All 3.4 millions in Puerto Rico were without power in the wake of Maria,
most still are. As of now, barely half have drinkable fresh water. In Houston,
FEMA and others rushed aid into the region, almost before the rain stopped.
Here in Florida, Irma, put 16 million in the dark, but none are that way now,
most having had power restored within a two day period. Estimates are more like
6 months to restore all power in Puerto Rico. We (central Florida) had at most 16 inches of rain in 24 hours, 3/4
that of Maria's drenching of Puerto Rico, already saturated by Irma's very near
miss, 10 days earlier, with its accompanying 15 to 20 inches of rain.

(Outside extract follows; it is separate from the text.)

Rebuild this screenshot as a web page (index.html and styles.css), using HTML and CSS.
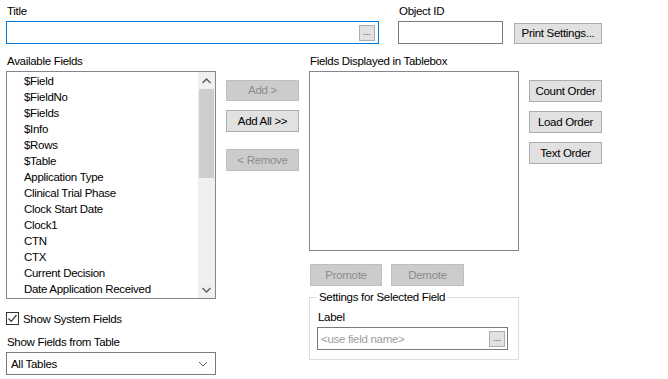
FILE: index.html
```html
<!DOCTYPE html>
<html>
<head>
<meta charset="utf-8">
<link rel="stylesheet" href="styles.css">
</head>
<body>
<div class="page">
  <div class="top-row">
    <div class="title-field">
      <div class="lbl">Title</div>
      <div class="input focused">
        <span class="ell-btn">...</span>
      </div>
    </div>
    <div class="objid-field">
      <div class="lbl">Object ID</div>
      <div class="input"></div>
    </div>
    <button class="btn print-btn">Print Settings...</button>
  </div>

  <div class="main-row">
    <div class="col-left">
      <div class="lbl sec-lbl">Available Fields</div>
      <div class="listbox avail">
        <ul class="items">
          <li>$Field</li>
          <li>$FieldNo</li>
          <li>$Fields</li>
          <li>$Info</li>
          <li>$Rows</li>
          <li>$Table</li>
          <li>Application Type</li>
          <li>Clinical Trial Phase</li>
          <li>Clock Start Date</li>
          <li>Clock1</li>
          <li>CTN</li>
          <li>CTX</li>
          <li>Current Decision</li>
          <li>Date Application Received</li>
        </ul>
        <div class="scrollbar">
          <div class="sb-arrow">
            <svg width="9" height="6" viewBox="0 0 9 6"><path d="M0.5 5 L4.5 1 L8.5 5" fill="none" stroke="#606060" stroke-width="1.5"/></svg>
          </div>
          <div class="sb-thumb"></div>
          <div class="sb-track"></div>
          <div class="sb-arrow">
            <svg width="9" height="6" viewBox="0 0 9 6"><path d="M0.5 1 L4.5 5 L8.5 1" fill="none" stroke="#606060" stroke-width="1.5"/></svg>
          </div>
        </div>
      </div>
      <label class="check-row">
        <span class="checkbox">
          <svg width="11" height="11" viewBox="0 0 11 11"><path d="M1.5 5.5 L4.2 8.3 L9.5 2" fill="none" stroke="#333" stroke-width="1.2"/></svg>
        </span>
        <span>Show System Fields</span>
      </label>
      <div class="lbl table-lbl">Show Fields from Table</div>
      <div class="combo">
        <span>All Tables</span>
        <svg width="10" height="6" viewBox="0 0 10 6"><path d="M1 1 L5 5 L9 1" fill="none" stroke="#606060" stroke-width="1"/></svg>
      </div>
    </div>

    <div class="col-mid">
      <button class="btn disabled add-btn">Add &gt;</button>
      <button class="btn addall-btn">Add All &gt;&gt;</button>
      <button class="btn disabled remove-btn">&lt; Remove</button>
    </div>

    <div class="col-right">
      <div class="lbl sec-lbl">Fields Displayed in Tablebox</div>
      <div class="listbox displayed"></div>
      <div class="order-row">
        <button class="btn disabled promote-btn">Promote</button>
        <button class="btn disabled demote-btn">Demote</button>
      </div>
      <fieldset class="group">
        <legend>Settings for Selected Field</legend>
        <div class="lbl group-lbl">Label</div>
        <div class="input label-input">
          <span class="placeholder">&lt;use field name&gt;</span>
          <span class="ell-btn">...</span>
        </div>
      </fieldset>
    </div>

    <div class="col-far">
      <button class="btn order-btn">Count Order</button>
      <button class="btn order-btn">Load Order</button>
      <button class="btn order-btn">Text Order</button>
    </div>
  </div>
</div>
</body>
</html>
```

FILE: styles.css
```css
* { box-sizing: border-box; }
html, body { margin: 0; padding: 0; background: #ffffff; }
body {
  font-family: "Liberation Sans", Arial, sans-serif;
  font-size: 11.5px;
  letter-spacing: -0.3px;
  color: #000;
  width: 668px;
  height: 379px;
  overflow: hidden;
}
.page { padding: 3px 0 0 6px; }

.lbl { line-height: 16px; height: 16px; padding-left: 1px; white-space: nowrap; }
.sec-lbl { line-height: 12px; }

.input {
  height: 23px;
  border: 1px solid #7a7a7a;
  background: #fff;
  display: flex;
  align-items: center;
  justify-content: flex-end;
  padding: 0 3px;
}
.input.focused { border-color: #0078d7; }

.ell-btn {
  width: 16px;
  height: 16px;
  background: #e1e1e1;
  border: 1px solid #adadad;
  font-size: 9px;
  letter-spacing: 0;
  line-height: 12px;
  text-align: center;
  color: #333;
}

.top-row { display: flex; align-items: flex-start; }
.title-field { width: 373px; }
.title-field .input { margin-top: 2px; }
.objid-field { width: 105px; margin-left: 19px; }
.objid-field .input { margin-top: 2px; }

.btn {
  font-family: inherit;
  font-size: 11.5px;
  letter-spacing: -0.3px;
  background: #e1e1e1;
  border: 1px solid #adadad;
  color: #000;
  padding: 0;
  margin: 0;
  height: 21px;
  line-height: 19px;
  text-align: center;
  white-space: nowrap;
}
.btn.disabled { background: #cccccc; border-color: #bfbfbf; color: #8d8d8d; }
.print-btn { width: 88px; margin-left: 11px; margin-top: 20px; height: 21px; }

.main-row { display: flex; align-items: flex-start; margin-top: 11px; }

.col-left { width: 210px; display: flex; flex-direction: column; }
.listbox { border: 1px solid #828790; background: #fff; }
.avail { height: 228px; display: flex; }
.items { list-style: none; margin: 0; padding: 1px 0 0 17px; flex: 1; overflow: hidden; }
.items li { height: 16px; line-height: 16px; white-space: nowrap; }
.scrollbar { width: 17px; display: flex; flex-direction: column; background: #f0f0f0; }
.sb-arrow { height: 17px; display: flex; align-items: center; justify-content: center; background: #f0f0f0; }
.sb-thumb { height: 89px; background: #cdcdcd; margin: 0 1px; }
.sb-track { flex: 1; }

.check-row { display: flex; align-items: center; margin-top: 12px; height: 15px; }
.checkbox {
  width: 13px; height: 13px; border: 1px solid #333; margin-right: 4px;
  display: flex; align-items: center; justify-content: center; background: #fff;
}
.table-lbl { margin-top: 8px; }
.combo {
  margin-top: 2px;
  height: 23px;
  border: 1px solid #7a7a7a;
  display: flex;
  align-items: center;
  justify-content: space-between;
  padding: 0 7px 0 4px;
  background: #fff;
}

.col-mid { width: 73px; margin-left: 10px; display: flex; flex-direction: column; padding-top: 25px; }
.add-btn { height: 21px; }
.addall-btn { margin-top: 9px; height: 22px; }
.remove-btn { margin-top: 17px; height: 22px; }

.col-right { width: 210px; margin-left: 10px; display: flex; flex-direction: column; }
.displayed { height: 180px; }
.order-row { display: flex; margin-top: 13px; padding-left: 1px; }
.promote-btn { width: 72px; height: 22px; }
.demote-btn { width: 73px; height: 22px; margin-left: 9px; }

.group {
  margin: 4px 0 0 0;
  padding: 0 10px 9px 7px;
  border: 1px solid #dcdcdc;
  min-width: 0;
}
.group legend { padding: 0 2px; margin-left: 0; line-height: 14px; }
.group-lbl { margin-top: 5px; }
.label-input { margin-top: 2px; justify-content: space-between; padding: 0 2px 0 3px; }
.placeholder { color: #a0a0a0; }

.col-far { width: 73px; margin-left: 10px; display: flex; flex-direction: column; padding-top: 25px; }
.order-btn { height: 22px; }
.order-btn + .order-btn { margin-top: 9px; }
```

Understand - that's 45 inches of rain!
So, let's do a
fair analysis of the "budget out of whack" statement. Best guess
estimates are that Harvey will cost (estimating just the federal share) upwards
of the neighborhood of $30 billion, with
the entire cost running to far over $150. The best guess for Irma is relatively
close to the same figure. I can count on no fingers of either hand the number of
lamentations re:"budgetary state of whack", made by Trump over these
figures. Get this point: Trump is bitching about roughly $8 billion (to date) in Federal spending to
Puerto Rico while omitting any mention of the more than $50 billion or so spent,
or to be spent (and these are conservative numbers) in the Continental US. Apparently, however, Puerto Ricans, being brown people and children of a lesser God, ergo not of that
percentage of Americans to whom Trump so shamelessly caters, can be
held to a different standard. The tone of almost anything he has said in the
wake of this disaster has been indicative of the fact that he truly either doesn't
know or worse, doesn't care that Puerto Ricans are Americans at birth as were
most of us.
For a US President
to lament the fact that we are responsible for Puerto Rico while blaming the
residents in some fashion, is ludicrous,
considering the fact that it was William
McKinley who decided to "annex"
the island following the Spanish American war. There was no plebiscite of
locals, we just took it. (It is noteworthy that he did the same with the Philippines,
and we know how that worked out - $400 million, 7,000 US casualties and 220,000
Filipino dead later.) Reading the platitudes
and outright bullshit from the POTUS is reminiscent of McKinley's statement
that it was "Our duty to our little brown brothers to
Christianize them and ..." (don't forget , kill them if they don't want
what we are selling!) Coupled with the
early 1900's Jones Act provisions, only just waived for "a whopping"
ten days, crippling incentives for other
nation's flagged carriers to import aid, it paints a poor picture, indeed of the
man's real concern for the island. The thought running throughout my mind in the
background as I scribble this essay is
the conjecture of what Trump's attitude would be if Puerto Rico were a state. I
believe his racism would make him incapable of any different reaction.
In typically
stream of semi-conscious ranting, Trump then said,
however, that he "Loved the people
of Puerto Rico, and that he would help, that he would stand by them in their
rebuilding process."
The truly
revelatory fragment of Trump's otherwise rambling, superlative adjective stuffed drivel was this telling tidbit:
"Much of the Island was destroyed, with billions of dollars owed to Wall Street
and the banks which, sadly, must be dealt with."
And, at last, there you have
the true gist of the man's focus, "F**k the Puerto Ricans, it's Wall Street
and the banks we should be worried about!"